Gather each line containing the string "this" from these entries.

[Records from a data source]
□ □ □ □

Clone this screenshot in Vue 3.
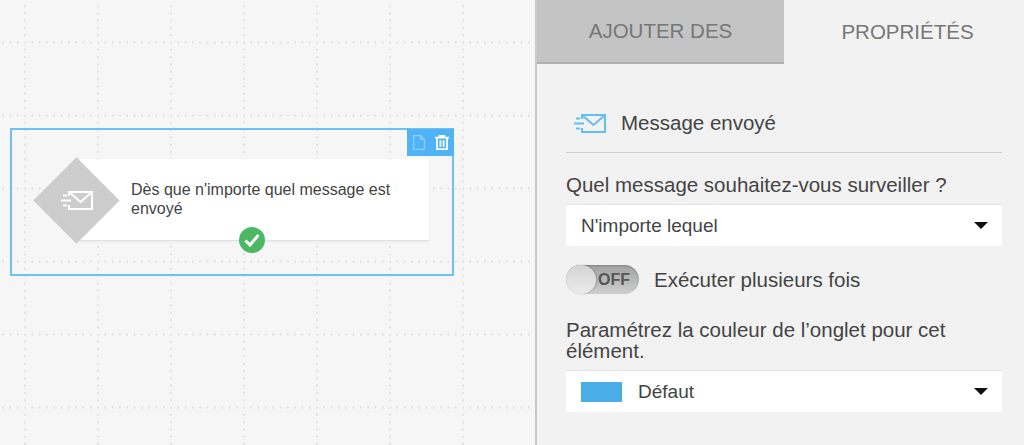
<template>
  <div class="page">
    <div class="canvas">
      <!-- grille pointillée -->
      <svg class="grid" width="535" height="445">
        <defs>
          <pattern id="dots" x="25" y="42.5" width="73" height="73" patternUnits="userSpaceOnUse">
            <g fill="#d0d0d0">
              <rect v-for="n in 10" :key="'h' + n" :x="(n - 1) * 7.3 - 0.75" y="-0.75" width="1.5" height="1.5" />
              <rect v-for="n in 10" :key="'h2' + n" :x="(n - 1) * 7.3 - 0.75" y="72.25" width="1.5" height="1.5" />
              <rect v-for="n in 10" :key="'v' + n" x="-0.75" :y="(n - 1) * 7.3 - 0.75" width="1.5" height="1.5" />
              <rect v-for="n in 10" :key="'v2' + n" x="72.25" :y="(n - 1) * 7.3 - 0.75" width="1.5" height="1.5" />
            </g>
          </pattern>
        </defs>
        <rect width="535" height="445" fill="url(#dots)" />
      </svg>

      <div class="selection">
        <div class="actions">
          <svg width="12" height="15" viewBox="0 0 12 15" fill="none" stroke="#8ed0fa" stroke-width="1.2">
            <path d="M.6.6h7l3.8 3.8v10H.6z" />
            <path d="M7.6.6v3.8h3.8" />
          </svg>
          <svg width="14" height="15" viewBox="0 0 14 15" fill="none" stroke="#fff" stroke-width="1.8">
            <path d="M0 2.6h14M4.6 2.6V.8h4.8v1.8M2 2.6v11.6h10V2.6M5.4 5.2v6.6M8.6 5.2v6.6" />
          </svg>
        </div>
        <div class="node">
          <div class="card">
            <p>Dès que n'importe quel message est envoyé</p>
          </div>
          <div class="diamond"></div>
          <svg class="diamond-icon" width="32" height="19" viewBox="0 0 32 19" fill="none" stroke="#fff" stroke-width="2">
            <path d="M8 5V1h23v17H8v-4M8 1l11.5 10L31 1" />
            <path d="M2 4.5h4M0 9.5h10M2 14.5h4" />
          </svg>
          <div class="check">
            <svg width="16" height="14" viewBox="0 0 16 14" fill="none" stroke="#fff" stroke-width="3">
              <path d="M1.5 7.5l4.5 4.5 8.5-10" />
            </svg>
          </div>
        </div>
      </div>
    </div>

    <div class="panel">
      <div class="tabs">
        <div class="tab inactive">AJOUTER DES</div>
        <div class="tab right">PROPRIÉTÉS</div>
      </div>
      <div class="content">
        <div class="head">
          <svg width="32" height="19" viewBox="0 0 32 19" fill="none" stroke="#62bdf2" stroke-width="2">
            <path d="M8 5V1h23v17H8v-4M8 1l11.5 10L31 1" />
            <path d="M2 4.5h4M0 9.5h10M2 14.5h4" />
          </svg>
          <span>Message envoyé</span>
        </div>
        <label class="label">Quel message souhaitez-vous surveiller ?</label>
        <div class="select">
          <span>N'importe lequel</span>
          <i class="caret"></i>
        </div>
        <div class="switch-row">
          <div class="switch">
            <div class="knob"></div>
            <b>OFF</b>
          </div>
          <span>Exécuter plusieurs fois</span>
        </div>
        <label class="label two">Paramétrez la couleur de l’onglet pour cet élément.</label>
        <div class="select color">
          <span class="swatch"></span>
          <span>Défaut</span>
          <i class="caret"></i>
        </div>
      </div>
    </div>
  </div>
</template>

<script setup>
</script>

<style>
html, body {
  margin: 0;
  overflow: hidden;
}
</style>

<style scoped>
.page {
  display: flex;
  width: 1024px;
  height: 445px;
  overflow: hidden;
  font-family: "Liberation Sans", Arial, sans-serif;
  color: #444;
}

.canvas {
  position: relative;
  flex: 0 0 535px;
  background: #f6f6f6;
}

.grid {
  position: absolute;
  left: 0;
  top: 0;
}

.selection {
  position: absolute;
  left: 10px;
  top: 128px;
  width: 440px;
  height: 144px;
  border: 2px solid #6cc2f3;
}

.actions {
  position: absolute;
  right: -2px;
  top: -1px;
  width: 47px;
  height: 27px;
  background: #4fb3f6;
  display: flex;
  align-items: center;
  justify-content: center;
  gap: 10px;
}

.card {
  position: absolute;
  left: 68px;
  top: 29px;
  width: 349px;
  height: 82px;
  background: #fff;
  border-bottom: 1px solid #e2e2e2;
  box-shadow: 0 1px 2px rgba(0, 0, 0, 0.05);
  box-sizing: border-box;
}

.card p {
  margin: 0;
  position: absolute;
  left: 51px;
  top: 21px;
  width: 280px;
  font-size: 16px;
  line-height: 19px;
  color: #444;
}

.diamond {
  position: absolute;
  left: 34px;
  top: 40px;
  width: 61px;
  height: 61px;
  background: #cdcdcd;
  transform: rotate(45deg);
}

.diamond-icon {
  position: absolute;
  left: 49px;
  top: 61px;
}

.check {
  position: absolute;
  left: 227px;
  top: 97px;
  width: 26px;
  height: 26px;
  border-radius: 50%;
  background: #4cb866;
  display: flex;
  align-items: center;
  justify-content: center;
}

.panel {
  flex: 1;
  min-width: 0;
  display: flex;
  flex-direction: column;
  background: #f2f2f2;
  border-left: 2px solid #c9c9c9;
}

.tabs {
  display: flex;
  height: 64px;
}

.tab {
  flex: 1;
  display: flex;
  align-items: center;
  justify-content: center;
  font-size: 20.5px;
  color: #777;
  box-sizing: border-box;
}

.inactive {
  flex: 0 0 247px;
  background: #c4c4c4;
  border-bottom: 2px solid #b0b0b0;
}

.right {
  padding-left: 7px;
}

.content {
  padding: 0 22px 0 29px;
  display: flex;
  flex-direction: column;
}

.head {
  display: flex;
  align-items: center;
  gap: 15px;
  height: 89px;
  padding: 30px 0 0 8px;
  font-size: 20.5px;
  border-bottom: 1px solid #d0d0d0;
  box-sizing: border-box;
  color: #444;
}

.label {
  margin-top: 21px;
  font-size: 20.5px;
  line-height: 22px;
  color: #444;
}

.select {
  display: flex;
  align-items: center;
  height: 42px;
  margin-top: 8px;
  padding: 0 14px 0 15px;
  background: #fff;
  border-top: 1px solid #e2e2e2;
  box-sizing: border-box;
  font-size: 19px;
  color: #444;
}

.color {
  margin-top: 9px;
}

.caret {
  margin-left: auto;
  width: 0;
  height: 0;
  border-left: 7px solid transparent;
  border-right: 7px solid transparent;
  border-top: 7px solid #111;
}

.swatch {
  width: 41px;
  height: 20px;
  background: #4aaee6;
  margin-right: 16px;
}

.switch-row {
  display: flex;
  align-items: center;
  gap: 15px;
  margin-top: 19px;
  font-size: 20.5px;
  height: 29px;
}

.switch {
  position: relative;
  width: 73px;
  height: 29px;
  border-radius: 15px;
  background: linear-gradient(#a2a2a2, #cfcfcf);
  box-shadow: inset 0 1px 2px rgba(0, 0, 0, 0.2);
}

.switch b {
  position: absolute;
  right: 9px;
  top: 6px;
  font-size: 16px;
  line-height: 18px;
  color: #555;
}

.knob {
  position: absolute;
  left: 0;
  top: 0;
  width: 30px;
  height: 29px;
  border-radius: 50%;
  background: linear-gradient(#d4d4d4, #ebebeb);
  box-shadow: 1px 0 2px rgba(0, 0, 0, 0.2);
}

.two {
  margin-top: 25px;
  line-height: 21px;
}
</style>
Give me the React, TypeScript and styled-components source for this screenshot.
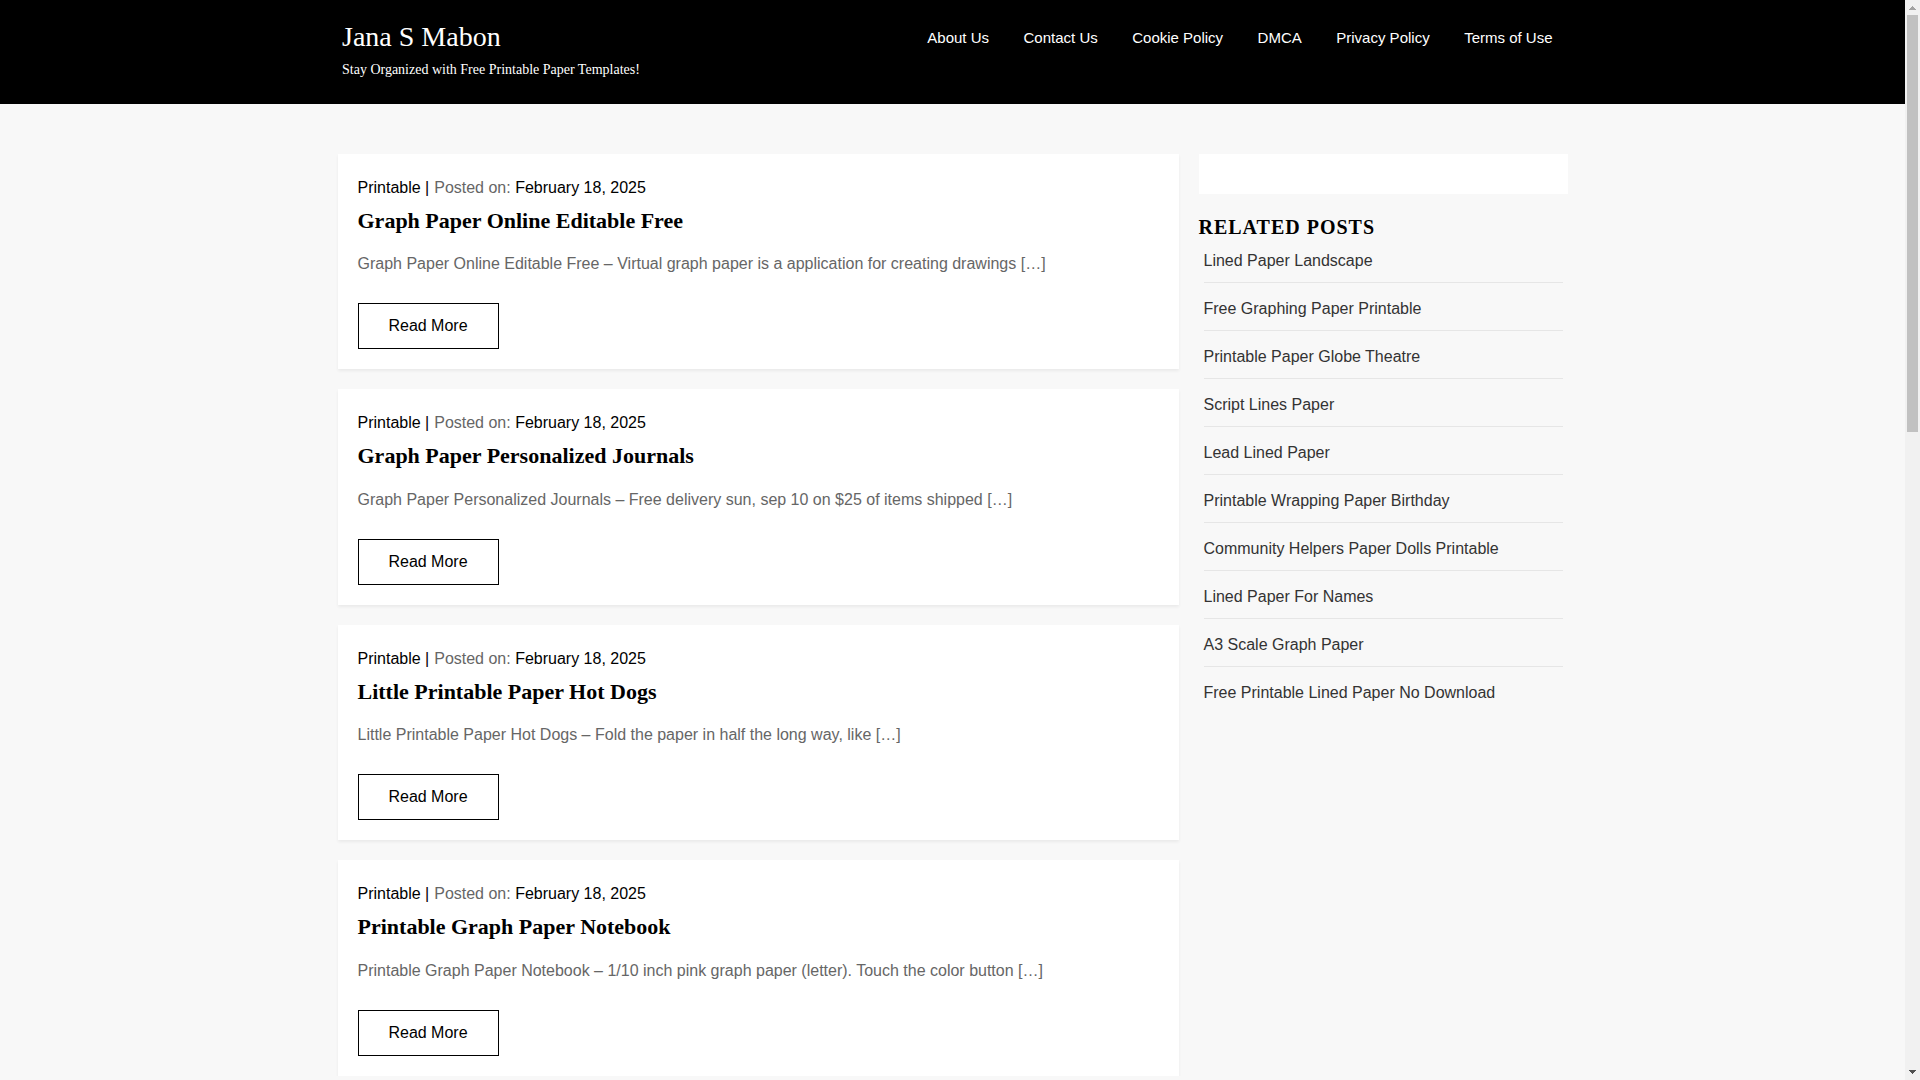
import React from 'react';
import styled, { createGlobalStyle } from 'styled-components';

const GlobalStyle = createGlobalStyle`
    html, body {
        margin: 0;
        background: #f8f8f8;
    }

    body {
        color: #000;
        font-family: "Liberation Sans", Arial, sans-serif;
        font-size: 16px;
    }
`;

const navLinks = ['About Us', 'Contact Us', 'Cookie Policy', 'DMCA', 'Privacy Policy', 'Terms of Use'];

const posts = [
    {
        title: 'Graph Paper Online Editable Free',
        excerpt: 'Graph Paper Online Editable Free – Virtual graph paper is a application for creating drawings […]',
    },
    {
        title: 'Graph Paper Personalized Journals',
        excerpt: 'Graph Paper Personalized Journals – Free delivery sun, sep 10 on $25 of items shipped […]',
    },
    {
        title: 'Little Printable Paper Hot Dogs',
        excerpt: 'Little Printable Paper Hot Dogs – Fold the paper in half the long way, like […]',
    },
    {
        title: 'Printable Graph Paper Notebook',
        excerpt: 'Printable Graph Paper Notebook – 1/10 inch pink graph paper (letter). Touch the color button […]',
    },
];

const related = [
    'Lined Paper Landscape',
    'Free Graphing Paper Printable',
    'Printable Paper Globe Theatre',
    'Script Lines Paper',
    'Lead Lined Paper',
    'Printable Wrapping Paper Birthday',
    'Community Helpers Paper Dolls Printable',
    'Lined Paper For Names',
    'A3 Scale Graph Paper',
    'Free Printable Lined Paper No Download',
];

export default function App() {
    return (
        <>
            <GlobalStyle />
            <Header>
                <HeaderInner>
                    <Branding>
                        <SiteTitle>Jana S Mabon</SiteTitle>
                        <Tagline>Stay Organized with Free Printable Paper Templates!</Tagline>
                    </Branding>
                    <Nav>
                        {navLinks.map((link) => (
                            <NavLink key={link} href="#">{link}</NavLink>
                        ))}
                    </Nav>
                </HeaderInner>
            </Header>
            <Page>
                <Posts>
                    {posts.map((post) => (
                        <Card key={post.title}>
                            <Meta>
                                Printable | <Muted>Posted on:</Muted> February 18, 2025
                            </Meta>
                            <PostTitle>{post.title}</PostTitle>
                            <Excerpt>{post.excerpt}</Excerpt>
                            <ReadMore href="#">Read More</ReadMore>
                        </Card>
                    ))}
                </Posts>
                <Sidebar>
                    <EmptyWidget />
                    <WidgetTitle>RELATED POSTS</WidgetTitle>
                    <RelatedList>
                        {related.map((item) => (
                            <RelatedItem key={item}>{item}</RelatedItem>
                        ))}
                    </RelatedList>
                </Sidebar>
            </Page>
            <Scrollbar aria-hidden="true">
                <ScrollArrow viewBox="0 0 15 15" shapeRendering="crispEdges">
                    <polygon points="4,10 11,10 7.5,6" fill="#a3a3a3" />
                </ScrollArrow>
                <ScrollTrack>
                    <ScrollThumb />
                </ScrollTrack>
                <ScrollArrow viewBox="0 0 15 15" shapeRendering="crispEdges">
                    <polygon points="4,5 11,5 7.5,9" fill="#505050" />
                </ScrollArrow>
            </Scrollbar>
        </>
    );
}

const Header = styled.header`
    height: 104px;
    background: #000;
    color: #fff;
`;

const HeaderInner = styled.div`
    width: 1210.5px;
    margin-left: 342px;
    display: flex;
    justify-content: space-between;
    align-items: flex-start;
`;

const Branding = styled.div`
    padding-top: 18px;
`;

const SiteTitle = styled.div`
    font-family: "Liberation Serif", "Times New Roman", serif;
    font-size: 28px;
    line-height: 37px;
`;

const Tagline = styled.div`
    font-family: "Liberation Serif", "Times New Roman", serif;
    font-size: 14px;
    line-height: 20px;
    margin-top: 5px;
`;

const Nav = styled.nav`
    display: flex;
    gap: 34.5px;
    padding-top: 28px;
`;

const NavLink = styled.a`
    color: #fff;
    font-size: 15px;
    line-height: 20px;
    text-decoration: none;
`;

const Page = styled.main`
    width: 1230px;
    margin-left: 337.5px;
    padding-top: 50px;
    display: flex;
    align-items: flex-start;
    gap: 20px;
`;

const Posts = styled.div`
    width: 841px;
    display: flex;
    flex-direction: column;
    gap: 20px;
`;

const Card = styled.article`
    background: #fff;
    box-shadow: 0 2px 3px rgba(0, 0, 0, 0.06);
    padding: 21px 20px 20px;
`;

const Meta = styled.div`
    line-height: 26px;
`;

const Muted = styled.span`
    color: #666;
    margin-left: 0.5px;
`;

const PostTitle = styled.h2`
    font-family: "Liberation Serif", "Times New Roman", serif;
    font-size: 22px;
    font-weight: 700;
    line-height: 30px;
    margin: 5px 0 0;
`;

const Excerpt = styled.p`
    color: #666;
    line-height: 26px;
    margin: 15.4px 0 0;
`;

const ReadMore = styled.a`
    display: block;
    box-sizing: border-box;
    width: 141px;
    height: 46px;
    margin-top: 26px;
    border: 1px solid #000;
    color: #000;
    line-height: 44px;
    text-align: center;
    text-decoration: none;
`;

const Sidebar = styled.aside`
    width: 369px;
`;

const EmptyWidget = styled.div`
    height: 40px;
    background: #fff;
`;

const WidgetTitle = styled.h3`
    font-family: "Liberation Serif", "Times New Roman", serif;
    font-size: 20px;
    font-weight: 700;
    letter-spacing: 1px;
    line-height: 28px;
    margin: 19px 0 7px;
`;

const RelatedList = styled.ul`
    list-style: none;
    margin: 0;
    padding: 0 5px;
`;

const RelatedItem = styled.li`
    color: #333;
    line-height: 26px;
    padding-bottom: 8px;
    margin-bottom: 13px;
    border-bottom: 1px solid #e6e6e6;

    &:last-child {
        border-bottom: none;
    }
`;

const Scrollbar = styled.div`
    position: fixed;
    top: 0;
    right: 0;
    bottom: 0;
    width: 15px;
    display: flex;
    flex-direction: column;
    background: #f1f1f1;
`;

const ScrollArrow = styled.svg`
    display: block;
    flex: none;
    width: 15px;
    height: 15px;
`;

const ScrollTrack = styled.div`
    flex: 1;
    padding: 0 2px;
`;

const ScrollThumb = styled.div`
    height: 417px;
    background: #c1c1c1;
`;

□ □ □ □

### Full answer
Clone this screenshot in Vue 3.
Give me the React, TypeScript and styled-components source for this screenshot.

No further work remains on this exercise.